Sunday, July 12, 2009

Margin of Safety ?

A solid article over at Clusterstock by Doug Short, showing why stocks aren't yet so cheap.

Doug says:

. . .
in times of critical importance, the conventional P/E ratio often lags the index to the point of being useless as a value indicator. "Why the lag?" you may wonder. "How can the P/E be at a record high after the price has fallen so far?" The explanation is simple. Earnings fell faster than price. In fact, the negative earnings of 2008 Q4 (-$23.25) is something that has never happened before in the history of the S&P 500. And Standard & Poor's earnings estimates for July through September will give us negative annual earnings. A P/E calculated with negative earnings would flip the ratio past a divide-by-zero error to a negative ratio. Make that nonsense squared!

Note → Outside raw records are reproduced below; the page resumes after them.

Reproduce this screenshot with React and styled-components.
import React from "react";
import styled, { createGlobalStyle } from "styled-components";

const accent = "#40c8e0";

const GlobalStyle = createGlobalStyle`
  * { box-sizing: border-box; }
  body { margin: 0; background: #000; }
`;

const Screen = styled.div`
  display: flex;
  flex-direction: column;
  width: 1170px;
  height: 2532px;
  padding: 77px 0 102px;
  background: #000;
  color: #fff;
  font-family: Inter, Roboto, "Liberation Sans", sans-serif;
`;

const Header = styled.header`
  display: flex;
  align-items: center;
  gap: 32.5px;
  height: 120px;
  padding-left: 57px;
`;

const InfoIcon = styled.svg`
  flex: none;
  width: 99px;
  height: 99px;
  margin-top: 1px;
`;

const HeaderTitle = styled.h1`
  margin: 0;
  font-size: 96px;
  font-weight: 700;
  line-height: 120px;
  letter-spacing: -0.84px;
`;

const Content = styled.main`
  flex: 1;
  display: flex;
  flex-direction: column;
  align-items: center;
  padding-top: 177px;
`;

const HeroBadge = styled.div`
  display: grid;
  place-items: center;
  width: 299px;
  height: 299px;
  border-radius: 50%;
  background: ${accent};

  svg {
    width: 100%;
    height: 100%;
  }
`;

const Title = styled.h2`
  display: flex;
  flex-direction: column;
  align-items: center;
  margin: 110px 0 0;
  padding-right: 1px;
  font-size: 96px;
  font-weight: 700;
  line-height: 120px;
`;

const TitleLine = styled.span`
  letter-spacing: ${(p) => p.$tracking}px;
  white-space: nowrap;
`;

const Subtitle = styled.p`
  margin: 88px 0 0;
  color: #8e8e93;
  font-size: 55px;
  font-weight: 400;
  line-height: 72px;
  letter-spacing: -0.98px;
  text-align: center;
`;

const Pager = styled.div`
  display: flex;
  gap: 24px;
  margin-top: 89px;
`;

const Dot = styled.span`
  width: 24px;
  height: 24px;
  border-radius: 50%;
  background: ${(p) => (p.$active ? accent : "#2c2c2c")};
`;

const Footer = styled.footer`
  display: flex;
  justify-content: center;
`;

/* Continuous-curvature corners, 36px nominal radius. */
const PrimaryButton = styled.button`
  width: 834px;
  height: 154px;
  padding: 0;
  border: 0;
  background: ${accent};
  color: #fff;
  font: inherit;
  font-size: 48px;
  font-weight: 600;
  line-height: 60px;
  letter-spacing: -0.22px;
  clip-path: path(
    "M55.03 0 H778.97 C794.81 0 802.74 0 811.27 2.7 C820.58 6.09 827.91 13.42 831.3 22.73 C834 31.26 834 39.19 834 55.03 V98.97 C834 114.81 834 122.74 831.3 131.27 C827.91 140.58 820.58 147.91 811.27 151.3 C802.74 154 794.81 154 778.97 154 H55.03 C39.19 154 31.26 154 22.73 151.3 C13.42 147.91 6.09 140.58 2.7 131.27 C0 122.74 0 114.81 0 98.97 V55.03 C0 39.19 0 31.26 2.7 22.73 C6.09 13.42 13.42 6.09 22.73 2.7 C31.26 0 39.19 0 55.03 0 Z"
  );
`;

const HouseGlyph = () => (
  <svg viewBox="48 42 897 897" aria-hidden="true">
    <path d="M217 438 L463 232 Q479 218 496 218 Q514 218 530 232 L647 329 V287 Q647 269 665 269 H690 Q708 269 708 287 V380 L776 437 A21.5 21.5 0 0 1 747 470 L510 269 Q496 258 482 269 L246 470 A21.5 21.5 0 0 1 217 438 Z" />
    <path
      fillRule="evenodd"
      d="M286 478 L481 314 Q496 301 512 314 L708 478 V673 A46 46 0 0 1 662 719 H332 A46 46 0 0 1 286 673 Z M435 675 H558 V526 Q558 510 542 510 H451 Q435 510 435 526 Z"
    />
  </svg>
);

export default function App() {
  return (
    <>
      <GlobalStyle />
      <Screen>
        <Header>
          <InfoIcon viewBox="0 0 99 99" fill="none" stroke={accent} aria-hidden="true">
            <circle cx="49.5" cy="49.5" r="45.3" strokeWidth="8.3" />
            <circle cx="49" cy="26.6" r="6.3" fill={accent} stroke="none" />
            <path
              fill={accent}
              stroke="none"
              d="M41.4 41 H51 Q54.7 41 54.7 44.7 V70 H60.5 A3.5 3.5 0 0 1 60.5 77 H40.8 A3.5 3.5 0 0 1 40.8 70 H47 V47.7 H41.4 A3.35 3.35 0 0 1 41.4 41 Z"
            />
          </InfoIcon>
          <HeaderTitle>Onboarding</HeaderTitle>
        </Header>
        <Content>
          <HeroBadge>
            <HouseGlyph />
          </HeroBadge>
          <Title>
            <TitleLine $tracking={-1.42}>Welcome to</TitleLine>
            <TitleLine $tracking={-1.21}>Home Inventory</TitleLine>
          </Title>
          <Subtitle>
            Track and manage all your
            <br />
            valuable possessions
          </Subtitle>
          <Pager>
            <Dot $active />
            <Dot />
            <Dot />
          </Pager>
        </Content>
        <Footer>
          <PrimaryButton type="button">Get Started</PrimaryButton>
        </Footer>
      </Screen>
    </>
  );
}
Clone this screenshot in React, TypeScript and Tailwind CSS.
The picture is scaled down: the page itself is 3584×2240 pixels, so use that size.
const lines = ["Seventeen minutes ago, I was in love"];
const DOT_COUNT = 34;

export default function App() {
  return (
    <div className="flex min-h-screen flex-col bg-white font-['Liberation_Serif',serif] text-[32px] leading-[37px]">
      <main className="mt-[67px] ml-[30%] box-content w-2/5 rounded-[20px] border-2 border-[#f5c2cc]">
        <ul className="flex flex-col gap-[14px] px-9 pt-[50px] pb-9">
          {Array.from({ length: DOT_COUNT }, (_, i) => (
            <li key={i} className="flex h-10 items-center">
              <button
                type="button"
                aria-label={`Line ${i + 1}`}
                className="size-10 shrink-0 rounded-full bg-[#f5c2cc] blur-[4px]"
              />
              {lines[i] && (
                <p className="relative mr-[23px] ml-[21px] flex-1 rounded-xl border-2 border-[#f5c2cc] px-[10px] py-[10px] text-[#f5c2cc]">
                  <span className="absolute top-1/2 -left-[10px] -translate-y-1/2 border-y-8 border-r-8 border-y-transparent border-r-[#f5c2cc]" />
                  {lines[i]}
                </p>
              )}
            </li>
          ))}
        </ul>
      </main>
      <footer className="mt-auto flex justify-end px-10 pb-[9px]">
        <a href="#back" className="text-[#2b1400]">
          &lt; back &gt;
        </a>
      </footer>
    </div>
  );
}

So Doug digs up Graham's PE10, adjusts for inflation and then shows where we're really at.

Doug goes on to say:

. . .
A more cautionary observation is that every time the P/E10 has fallen from the first to the fourth quintile, it has ultimately declined to the fifth quintile and bottomed in single digits. Based on the latest 10-year earnings average, to reach a P/E10 in the high single digits would require an S&P 500 price decline below 600. Of course, a happier alternative would be for corporate earnings to make a strong and prolonged surge. When might we see the P/E10 bottom? These secular declines have ranged in length from over 19 years to as few as three. The current decline is now in its ninth year.

Corporate earnings rebound? Not any time soon. . . Bill Gross, in his July '09 PIMCO outlook says:

"I was impressed this weekend by an article in the Op-Ed section of The New York Times by staff writer Bob Herbert. “No Recovery in Sight” was the heading and his opening sentence asked,
'How do you put together a consumer economy that works when the consumers are out of work?' That is really all one needs to ask when divining our economy’s future fortune."

David Gaffen over at Global Investing further makes the case for a bearish earnings outlook.

So if you
agree that corporate earnings are not going anywhere soon, then the recent market rally has been built on multiple expansion and little else.

And multiple expansion is the flip-side of yield compression. If you believe inflation isn't too far away (because of QE), systematic risk has not decreased, and don't believe in an earnings rebound, then this yield compression is built on false hope.

So what have we then? A paradigm shift? A structural break to a new set of rules? Felix Salmon, Robert Reich, and Mohamed El-Erian certainly think so. They go further than Roubini with his alphabet soup of recovery letters, than Soros with his "stop-go economy" thesis and think that the old-normal will not return and that we now have a New-Normal and face an X-shaped recovery.